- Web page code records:
|---|
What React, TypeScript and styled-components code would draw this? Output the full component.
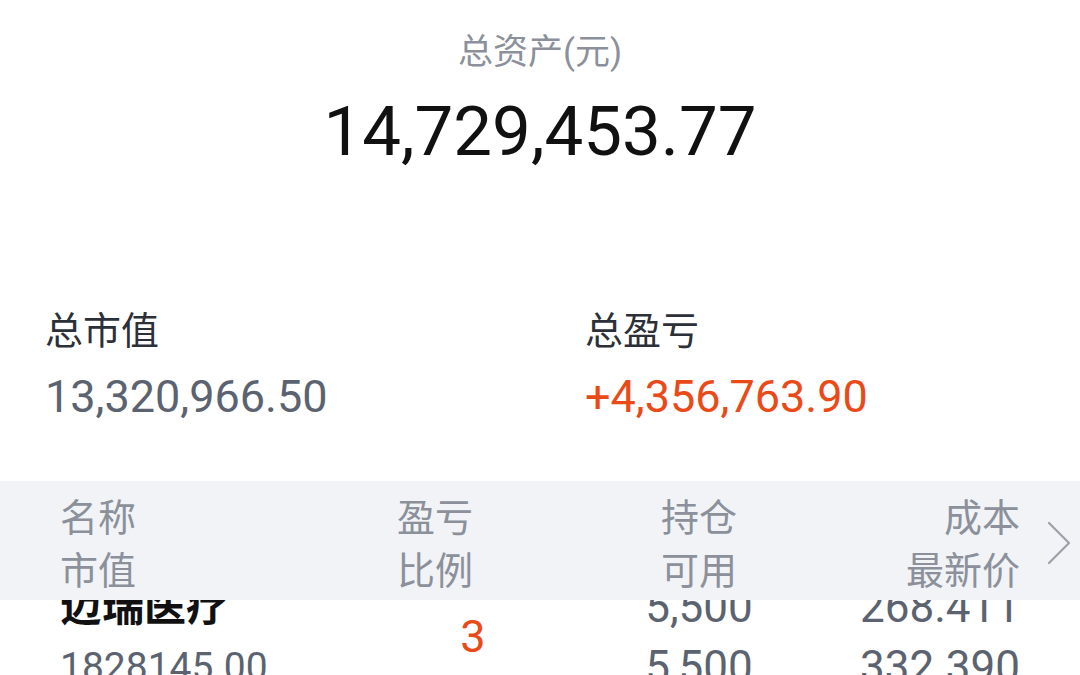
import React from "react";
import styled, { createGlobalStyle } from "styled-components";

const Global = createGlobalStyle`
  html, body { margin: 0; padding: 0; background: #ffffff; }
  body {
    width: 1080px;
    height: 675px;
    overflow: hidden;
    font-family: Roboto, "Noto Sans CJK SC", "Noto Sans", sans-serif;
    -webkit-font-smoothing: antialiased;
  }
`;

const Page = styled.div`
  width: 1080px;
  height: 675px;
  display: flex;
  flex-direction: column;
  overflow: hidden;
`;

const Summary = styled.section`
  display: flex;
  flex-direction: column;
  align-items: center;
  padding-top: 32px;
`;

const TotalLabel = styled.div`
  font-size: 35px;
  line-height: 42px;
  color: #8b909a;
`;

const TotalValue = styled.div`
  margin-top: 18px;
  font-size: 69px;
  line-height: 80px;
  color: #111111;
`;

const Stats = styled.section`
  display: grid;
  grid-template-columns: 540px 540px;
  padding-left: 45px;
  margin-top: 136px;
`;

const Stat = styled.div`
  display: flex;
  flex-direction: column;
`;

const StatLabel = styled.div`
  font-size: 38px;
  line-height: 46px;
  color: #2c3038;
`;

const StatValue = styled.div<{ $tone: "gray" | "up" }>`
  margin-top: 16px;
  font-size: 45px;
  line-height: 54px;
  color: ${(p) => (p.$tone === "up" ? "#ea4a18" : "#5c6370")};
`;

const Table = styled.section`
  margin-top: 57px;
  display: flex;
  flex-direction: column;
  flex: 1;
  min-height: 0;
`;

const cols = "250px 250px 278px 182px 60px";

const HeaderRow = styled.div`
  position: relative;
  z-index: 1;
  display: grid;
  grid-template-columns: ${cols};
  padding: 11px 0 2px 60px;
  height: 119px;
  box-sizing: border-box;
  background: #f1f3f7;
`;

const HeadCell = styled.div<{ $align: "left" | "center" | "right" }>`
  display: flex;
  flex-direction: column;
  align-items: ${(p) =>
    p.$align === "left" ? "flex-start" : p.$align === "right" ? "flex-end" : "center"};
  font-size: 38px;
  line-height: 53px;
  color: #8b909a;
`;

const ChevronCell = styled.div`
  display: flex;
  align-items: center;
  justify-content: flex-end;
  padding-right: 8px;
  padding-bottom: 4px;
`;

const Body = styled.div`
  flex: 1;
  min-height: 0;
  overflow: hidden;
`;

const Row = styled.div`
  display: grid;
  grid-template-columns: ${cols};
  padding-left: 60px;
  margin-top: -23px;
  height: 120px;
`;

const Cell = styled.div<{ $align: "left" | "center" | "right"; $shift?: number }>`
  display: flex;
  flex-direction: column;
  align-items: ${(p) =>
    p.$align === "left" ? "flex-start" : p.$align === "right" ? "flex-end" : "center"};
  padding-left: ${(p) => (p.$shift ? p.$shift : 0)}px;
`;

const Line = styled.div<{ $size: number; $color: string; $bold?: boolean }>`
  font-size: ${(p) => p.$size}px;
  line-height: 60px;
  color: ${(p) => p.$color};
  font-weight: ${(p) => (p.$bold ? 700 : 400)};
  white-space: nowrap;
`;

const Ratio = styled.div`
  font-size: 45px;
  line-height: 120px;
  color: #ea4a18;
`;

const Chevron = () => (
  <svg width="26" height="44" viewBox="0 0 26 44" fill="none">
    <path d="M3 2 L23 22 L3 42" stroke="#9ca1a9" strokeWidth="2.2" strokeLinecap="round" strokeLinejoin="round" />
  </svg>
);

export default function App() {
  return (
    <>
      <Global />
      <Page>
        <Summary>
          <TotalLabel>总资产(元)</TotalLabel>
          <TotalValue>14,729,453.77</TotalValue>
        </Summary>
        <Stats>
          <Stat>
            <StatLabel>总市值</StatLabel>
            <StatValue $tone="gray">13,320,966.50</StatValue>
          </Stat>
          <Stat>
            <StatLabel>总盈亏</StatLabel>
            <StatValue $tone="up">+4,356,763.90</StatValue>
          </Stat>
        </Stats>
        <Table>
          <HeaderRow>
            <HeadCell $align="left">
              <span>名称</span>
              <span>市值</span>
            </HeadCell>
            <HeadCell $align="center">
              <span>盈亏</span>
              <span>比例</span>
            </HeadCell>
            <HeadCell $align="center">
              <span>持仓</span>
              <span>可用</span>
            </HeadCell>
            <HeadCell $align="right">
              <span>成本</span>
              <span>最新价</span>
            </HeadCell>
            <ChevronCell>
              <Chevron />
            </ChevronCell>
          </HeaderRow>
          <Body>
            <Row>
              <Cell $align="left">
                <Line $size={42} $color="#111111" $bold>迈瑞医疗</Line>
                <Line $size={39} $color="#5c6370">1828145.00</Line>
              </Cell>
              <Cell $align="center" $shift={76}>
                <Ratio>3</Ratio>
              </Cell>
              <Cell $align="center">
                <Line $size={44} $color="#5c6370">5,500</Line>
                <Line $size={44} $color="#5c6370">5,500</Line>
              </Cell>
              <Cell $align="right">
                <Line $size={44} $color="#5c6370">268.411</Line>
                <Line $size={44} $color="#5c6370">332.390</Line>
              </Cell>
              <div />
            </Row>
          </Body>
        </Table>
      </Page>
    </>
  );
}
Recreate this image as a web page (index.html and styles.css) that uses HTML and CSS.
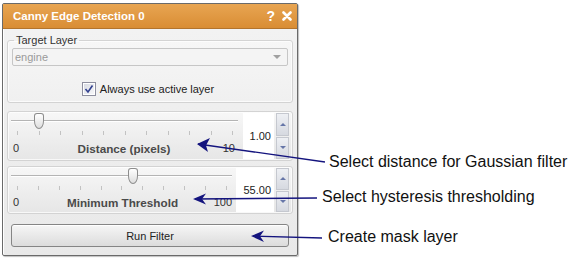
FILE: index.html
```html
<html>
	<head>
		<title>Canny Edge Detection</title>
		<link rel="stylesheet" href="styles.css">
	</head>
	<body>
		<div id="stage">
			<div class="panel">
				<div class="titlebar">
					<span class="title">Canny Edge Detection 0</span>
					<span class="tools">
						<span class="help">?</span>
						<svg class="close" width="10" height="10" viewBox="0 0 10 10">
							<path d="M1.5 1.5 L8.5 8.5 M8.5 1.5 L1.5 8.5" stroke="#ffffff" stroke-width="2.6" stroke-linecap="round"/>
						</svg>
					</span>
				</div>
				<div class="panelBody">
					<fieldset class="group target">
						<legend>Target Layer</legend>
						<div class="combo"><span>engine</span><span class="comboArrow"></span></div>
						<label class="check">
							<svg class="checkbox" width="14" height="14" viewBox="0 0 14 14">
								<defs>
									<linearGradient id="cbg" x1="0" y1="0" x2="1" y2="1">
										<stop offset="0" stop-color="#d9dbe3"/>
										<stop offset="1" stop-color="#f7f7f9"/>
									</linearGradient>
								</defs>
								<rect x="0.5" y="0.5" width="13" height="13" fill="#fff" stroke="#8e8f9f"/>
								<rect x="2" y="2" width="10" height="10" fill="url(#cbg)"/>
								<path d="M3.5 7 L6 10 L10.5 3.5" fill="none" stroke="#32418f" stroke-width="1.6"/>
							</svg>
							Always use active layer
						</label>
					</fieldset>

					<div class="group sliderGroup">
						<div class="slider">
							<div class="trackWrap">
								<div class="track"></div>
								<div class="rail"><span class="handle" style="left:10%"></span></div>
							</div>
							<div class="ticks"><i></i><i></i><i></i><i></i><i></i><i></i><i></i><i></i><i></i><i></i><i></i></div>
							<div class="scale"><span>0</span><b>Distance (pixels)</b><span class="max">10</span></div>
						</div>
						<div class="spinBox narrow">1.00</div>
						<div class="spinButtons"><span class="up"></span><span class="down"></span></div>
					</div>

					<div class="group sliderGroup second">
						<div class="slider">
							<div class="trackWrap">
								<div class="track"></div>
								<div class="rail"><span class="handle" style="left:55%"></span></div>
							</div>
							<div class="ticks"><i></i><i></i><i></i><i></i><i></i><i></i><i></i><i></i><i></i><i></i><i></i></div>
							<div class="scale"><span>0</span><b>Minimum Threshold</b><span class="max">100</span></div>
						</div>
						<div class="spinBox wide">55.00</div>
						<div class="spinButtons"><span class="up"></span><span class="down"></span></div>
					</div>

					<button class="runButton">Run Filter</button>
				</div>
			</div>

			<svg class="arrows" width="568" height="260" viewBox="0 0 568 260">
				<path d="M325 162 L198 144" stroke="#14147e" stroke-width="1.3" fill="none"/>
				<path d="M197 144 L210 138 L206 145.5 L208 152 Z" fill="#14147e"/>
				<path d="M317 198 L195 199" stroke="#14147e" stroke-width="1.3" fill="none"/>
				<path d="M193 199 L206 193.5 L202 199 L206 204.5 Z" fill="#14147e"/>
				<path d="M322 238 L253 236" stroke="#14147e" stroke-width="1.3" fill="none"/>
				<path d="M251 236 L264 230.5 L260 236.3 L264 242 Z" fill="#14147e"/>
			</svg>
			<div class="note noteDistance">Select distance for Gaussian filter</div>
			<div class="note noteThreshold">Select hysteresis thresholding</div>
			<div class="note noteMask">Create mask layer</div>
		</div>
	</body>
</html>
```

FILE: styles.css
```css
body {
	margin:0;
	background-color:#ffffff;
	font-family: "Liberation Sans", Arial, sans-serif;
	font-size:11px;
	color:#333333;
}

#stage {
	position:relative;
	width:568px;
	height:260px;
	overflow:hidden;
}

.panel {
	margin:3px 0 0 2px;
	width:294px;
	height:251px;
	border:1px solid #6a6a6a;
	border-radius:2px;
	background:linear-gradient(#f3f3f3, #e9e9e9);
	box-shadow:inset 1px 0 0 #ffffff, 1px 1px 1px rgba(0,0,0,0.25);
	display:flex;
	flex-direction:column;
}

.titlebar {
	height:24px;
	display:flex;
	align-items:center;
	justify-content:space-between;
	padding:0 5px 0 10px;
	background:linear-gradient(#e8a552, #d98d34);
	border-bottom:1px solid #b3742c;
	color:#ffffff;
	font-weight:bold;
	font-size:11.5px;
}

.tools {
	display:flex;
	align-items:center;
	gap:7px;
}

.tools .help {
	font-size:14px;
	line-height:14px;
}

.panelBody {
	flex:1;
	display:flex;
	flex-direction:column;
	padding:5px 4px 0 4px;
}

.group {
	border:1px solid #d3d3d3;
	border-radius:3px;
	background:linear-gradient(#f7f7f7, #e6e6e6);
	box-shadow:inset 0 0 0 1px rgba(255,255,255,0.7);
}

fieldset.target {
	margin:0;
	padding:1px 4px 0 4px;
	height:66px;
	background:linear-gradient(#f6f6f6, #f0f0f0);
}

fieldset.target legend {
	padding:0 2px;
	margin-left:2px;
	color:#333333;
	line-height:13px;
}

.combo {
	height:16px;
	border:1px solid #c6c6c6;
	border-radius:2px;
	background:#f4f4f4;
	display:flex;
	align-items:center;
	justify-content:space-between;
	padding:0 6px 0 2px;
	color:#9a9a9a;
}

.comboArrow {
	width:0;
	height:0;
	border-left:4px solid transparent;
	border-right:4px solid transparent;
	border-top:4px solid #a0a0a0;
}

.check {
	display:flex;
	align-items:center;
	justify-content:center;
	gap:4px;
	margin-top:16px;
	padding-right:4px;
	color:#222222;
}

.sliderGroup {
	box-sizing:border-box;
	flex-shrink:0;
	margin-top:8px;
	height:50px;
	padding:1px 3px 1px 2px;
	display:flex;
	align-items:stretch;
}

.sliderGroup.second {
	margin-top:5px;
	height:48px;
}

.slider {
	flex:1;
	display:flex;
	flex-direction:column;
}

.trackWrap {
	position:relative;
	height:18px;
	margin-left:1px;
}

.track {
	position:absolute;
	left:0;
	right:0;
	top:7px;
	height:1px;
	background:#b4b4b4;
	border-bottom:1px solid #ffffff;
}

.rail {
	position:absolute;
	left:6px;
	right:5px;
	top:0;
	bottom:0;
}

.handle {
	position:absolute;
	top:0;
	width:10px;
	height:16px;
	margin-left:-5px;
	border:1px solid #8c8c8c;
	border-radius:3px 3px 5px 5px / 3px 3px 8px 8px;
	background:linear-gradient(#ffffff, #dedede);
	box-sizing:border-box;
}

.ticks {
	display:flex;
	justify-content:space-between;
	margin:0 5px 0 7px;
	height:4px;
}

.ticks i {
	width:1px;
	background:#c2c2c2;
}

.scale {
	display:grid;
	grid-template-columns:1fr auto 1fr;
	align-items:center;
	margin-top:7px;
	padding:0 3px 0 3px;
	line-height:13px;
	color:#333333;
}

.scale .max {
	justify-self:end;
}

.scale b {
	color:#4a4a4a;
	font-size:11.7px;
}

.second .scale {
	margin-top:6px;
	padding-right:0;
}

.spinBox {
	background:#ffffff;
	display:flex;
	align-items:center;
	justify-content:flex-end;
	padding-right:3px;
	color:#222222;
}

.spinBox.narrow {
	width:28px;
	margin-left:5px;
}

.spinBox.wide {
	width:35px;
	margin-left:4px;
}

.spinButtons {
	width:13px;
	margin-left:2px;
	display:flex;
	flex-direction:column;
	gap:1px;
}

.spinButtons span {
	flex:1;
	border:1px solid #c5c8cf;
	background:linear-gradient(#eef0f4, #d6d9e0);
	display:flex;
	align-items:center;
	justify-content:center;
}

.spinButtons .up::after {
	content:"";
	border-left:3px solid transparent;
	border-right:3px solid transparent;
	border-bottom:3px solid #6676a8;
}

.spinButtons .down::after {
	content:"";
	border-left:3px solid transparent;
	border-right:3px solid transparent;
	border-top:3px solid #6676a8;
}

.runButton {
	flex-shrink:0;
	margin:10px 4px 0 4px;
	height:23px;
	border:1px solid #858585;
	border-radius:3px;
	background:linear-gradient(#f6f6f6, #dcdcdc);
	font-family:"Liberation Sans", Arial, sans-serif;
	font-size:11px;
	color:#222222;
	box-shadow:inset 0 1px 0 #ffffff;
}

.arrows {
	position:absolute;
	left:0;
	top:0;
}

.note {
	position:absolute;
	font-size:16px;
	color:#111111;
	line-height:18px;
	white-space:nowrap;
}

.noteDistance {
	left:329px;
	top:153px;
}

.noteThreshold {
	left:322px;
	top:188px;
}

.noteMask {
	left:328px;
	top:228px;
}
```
|---|
- JOB: Identify all lines where the word "this" shows up. Copy them.

- FULL ANSWER:
What React, TypeScript and styled-components code would draw this? Output the full component.
Recreate this image as a web page (index.html and styles.css) that uses HTML and CSS.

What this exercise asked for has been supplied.